The Volta River Authority (VRA), Ghana’s major electricity generator and distributor, has announced plans to build a $150m facility to offload LNG near Takoradi by the end of 2016. Kofi Ellis, the VRA’s director of planning, said in a newspaper interview in late 2013 that the company will lease floating vessels to store the LNG and handle the re-gasification, and that the imported gas, with capacity of 450m cu feet per day, could be used to produce up to 1500 MW of power. Should this and additional import infrastructure come to bear, it will likely also bolster the supply-side confidence of independent power producers to invest in new generation capacity, though some unresolved issues over off-take certainty remain (see Utilities section).
In less than a decade, Ghana has become a key regional upstream player. In the near term, the country has begun to shift to optimising the development of its hydrocarbons in a sustainable manner – improving local content and participation in the value chain. It also aims to finalise linkages with associated sectors, including the power industry – an objective that the planned gas processing plant, upon completion in late 2014, should start to fulfil.
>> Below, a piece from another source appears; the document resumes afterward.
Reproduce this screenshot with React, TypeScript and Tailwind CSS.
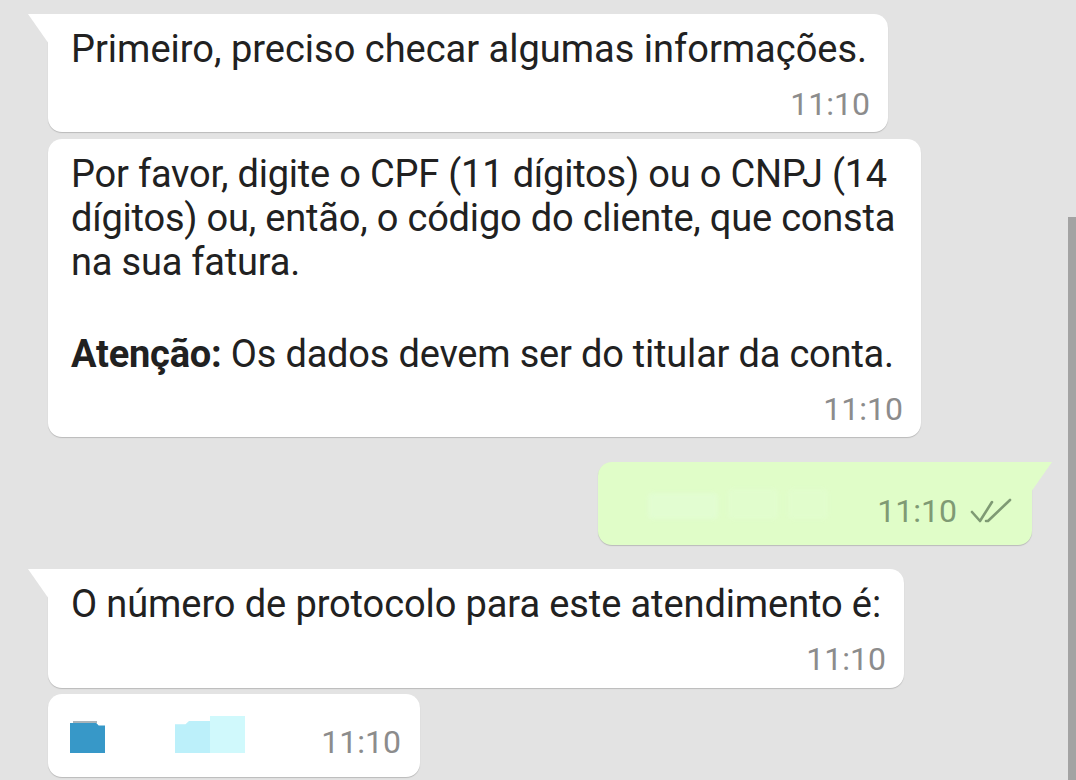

While financial and technical bottlenecks have hampered the pace of refinery activity and new electricity generation, should these challenges be resolved, the country could emerge as not only an exporter of crude, but also as a downstream petroleum products manufacturer and a provider of surplus electricity to the regional power pool. For the time being, however, the impetus is on improving the regulatory structure in order to maximise benefits.